行政の方は、本当のことを、私たちにも分かるように説明してほしいです。

この場にいた全ての大人たち(河川課職員の皆さんを除いて)が、「うん、うん。だよなー」といった顔つきでRさんに注目していました。

 

その後、11時半から、県政記者室で記者会見があり、署名提出メンバーが、記者さんたちの質問に答え、補足の説明などおこないました。

パタゴニア日本支社長の辻井さんは、ここで初めて発言されました。

辻井さんはじめパタゴニアの皆さんは、決して賛成派と反対派の対立を望んではいないし、勝ち負けを求めてもいない。SDGsの理念を踏まえた対話を求めているのです。

SDGsとは、国連で採択された持続可能な開発目標で、

例えば、「貧困をなくそう」とか、「質の高い教育をみんなに」、「安全な水とトイレを世界中に」、「人や国の不平等をなくそう」、「住み続けられるまちづくりを」、「気候変動に具体的な対策を」等々17の目標を掲げていますが、その理念とは、「誰一人取り残さない」です。

石木ダム賛成の人も反対の人も、その根拠を出し合って、冷静に検討し、どちらの結果になっても、その結果を望んでいなかった人に対してはその原因に対する別の解決策を用意するということです。

例えば、石木ダム建設が中止になったら、仕事がなくなって困るという人がいるとしたら、漏水対策の工事や河川改修の工事などを増やすことで解決できるかもしれません。

あるいは、(ここから以下は私の考えですが)新たなダム建設ではないけれど、ダム再生事業を用意するとかできないでしょうか。

佐世保のダムは老朽化しているので、補修が必要ですが、補修だけでなく、補修のついでにダムの嵩上げをするとか、ダム建設技術を必要とするような事業も考えられるわけです。改修工事はいずれ必ず必要になるし、その際わずかな嵩上げで、ダムの貯水量は大きく増加するので、より多くの水源を望んでいる人たちにも安心してもらえるでしょう。

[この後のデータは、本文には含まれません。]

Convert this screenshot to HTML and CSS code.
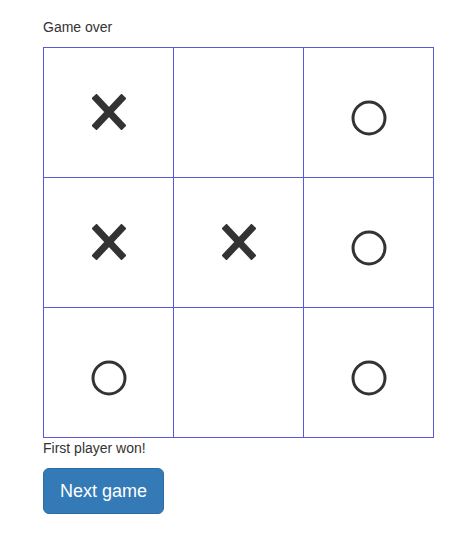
FILE: index.html
```html
<!DOCTYPE html>
<html>
<head>
<meta charset="utf-8">
<link rel="stylesheet" href="styles.css">
</head>
<body>
<div class="game">
  <div class="status">Game over</div>
  <div class="board">
    <div class="cell"><svg class="x" viewBox="0 0 34 36"><path d="M2 2 L32 34 M32 2 L2 34"/></svg></div>
    <div class="cell"></div>
    <div class="cell"><svg class="o" viewBox="0 0 36 36"><circle cx="18" cy="18" r="16"/></svg></div>
    <div class="cell"><svg class="x" viewBox="0 0 34 36"><path d="M2 2 L32 34 M32 2 L2 34"/></svg></div>
    <div class="cell"><svg class="x" viewBox="0 0 34 36"><path d="M2 2 L32 34 M32 2 L2 34"/></svg></div>
    <div class="cell"><svg class="o" viewBox="0 0 36 36"><circle cx="18" cy="18" r="16"/></svg></div>
    <div class="cell"><svg class="o" viewBox="0 0 36 36"><circle cx="18" cy="18" r="16"/></svg></div>
    <div class="cell"></div>
    <div class="cell"><svg class="o" viewBox="0 0 36 36"><circle cx="18" cy="18" r="16"/></svg></div>
  </div>
  <div class="result">First player won!</div>
  <button class="btn">Next game</button>
</div>
</body>
</html>
```
FILE: styles.css
```css
html, body {
  margin: 0;
  padding: 0;
  background: #fff;
}
body {
  font-family: "Liberation Sans", Arial, sans-serif;
  font-size: 14px;
  color: #333;
}
.game {
  padding: 17px 0 0 43px;
}
.status {
  line-height: 20px;
  height: 20px;
  margin-bottom: 10px;
}
.board {
  display: grid;
  grid-template-columns: repeat(3, 129px);
  grid-auto-rows: 129px;
  gap: 1px;
  background: #5a5ad8;
  border: 1px solid #5a5ad8;
  width: 389px;
}
.cell {
  background: #fff;
  display: flex;
  align-items: center;
  justify-content: center;
}
.x {
  width: 34px;
  height: 36px;
  margin-top: -1px;
}
.x path {
  stroke: #333;
  stroke-width: 7;
  stroke-linecap: butt;
  fill: none;
}
.o {
  width: 36px;
  height: 36px;
  margin-top: 10px;
}
.o circle {
  stroke: #333;
  stroke-width: 3;
  fill: none;
}
.result {
  line-height: 20px;
}
.btn {
  margin-top: 10px;
  width: 121px;
  height: 46px;
  background: #337ab7;
  border: 1px solid #2e6da4;
  border-radius: 6px;
  color: #fff;
  font-family: "Liberation Sans", Arial, sans-serif;
  font-size: 18px;
  padding: 0;
}
```
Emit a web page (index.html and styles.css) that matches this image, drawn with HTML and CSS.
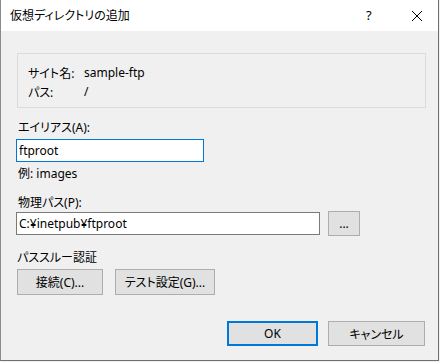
FILE: index.html
```html
<!DOCTYPE html>
<html lang="ja">
<head>
    <meta charset="utf-8">
    <title>仮想ディレクトリの追加</title>
    <link rel="stylesheet" href="styles.css">
</head>
<body>
    <div class="dialog">
        <div class="titlebar">
            <span class="title">仮想ディレクトリの追加</span>
            <span class="help">?</span>
            <span class="close">
                <svg width="12" height="12" viewBox="0 0 12 12">
                    <path d="M1 1 L11 11 M11 1 L1 11" stroke="#000" stroke-width="1" fill="none"/>
                </svg>
            </span>
        </div>

        <div class="content">
            <div class="info-box">
                <div class="info-row">
                    <span class="info-label">サイト名:</span>
                    <span>sample-ftp</span>
                </div>
                <div class="info-row">
                    <span class="info-label">パス:</span>
                    <span>/</span>
                </div>
            </div>

            <div class="label alias-label">エイリアス(A):</div>
            <input class="textbox alias focused" value="ftproot">
            <div class="label hint">例: images</div>

            <div class="label path-label">物理パス(P):</div>
            <div class="path-row">
                <input class="textbox path" value="C:¥inetpub¥ftproot">
                <button class="button browse">...</button>
            </div>

            <div class="label pass-label">パススルー認証</div>
            <div class="button-row">
                <button class="button connect">接続(C)...</button>
                <button class="button test">テスト設定(G)...</button>
            </div>

            <div class="footer">
                <button class="button ok">OK</button>
                <button class="button cancel">キャンセル</button>
            </div>
        </div>
    </div>
</body>
</html>
```

FILE: styles.css
```css
body {
    margin: 0;
    background-color: #f0f0f0;
    font-family: "Noto Sans", "Noto Sans CJK JP", sans-serif;
    font-size: 12px;
    font-feature-settings: "palt";
    color: #000000;
}

.dialog {
    width: 437px;
    height: 360px;
    background-color: #f0f0f0;
    border: 1px solid #6f6f6f;
    border-top: none;
    border-left-color: #8a8a8a;
}

.titlebar {
    display: flex;
    align-items: center;
    height: 31px;
    background-color: #ffffff;
}

.title {
    flex: 1;
    padding-left: 9px;
    margin-top: -1px;
}

.help {
    width: 12px;
    margin-right: 33px;
    font-size: 13px;
    margin-top: -1px;
}

.close {
    display: flex;
    width: 12px;
    margin-right: 15px;
}

.content {
    padding: 22px 0 0 15px;
}

.info-box {
    box-sizing: border-box;
    width: 409px;
    height: 55px;
    margin-left: 1px;
    padding: 9px 0 0 10px;
    border: 1px solid #dcdcdc;
}

.info-row {
    display: flex;
    align-items: center;
    height: 19px;
}

.info-label {
    width: 56px;
}

.label {
    height: 16px;
    line-height: 16px;
    padding-left: 2px;
}

.alias-label {
    margin-top: 12px;
}

.textbox {
    box-sizing: border-box;
    height: 23px;
    margin: 3px 0 0 0;
    padding: 0 2px;
    border: 1px solid #7a7a7a;
    background-color: #ffffff;
    font-family: inherit;
    font-size: 12px;
    font-feature-settings: "palt";
    outline: none;
}

.alias {
    display: block;
    width: 188px;
}

.focused {
    border-color: #0078d7;
}

.hint {
    margin-top: 4px;
}

.path-label {
    margin-top: 13px;
}

.path-row {
    display: flex;
    align-items: flex-start;
    gap: 8px;
}

.path {
    width: 304px;
    margin-top: 1px;
}

.button {
    box-sizing: border-box;
    height: 26px;
    padding: 0;
    border: 1px solid #adadad;
    background-color: #e1e1e1;
    font-family: inherit;
    font-size: 12px;
    font-feature-settings: "palt";
    color: #000000;
}

.browse {
    width: 32px;
    height: 25px;
}

.pass-label {
    margin-top: 14px;
    padding-left: 1px;
}

.button-row {
    display: flex;
    gap: 12px;
    margin-top: 3px;
    padding-left: 1px;
}

.connect {
    width: 86px;
}

.test {
    width: 100px;
}

.footer {
    display: flex;
    justify-content: flex-end;
    gap: 10px;
    margin-top: 26px;
    padding-right: 13px;
}

.ok {
    width: 91px;
    height: 25px;
    border: 2px solid #0078d7;
}

.cancel {
    width: 97px;
    height: 25px;
}
```
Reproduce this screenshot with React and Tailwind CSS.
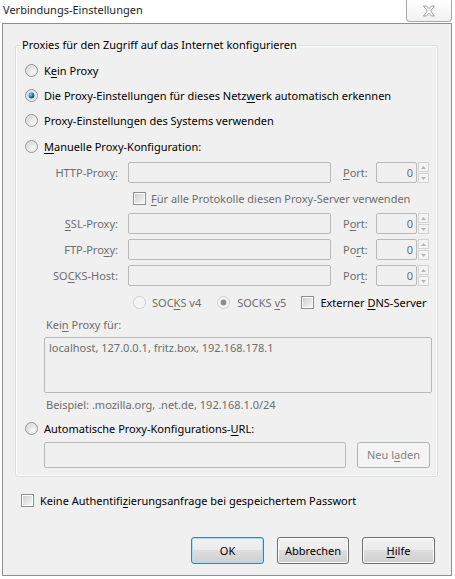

など、とにかく議論や討論といっても、目指すのは対立ではなく、対話から生まれる理解です。理解の先に初めて「誰一人取り残さない」解決策が見えてくるのだと思います。

説明責任を有する行政は、何よりも県民の理解を大事にしなければならないはず。理解を求めず強行するなら、その事業は必ず失敗するでしょう。既にその轍は踏んでいるのですから、その経験に学んでほしいと強く願っています。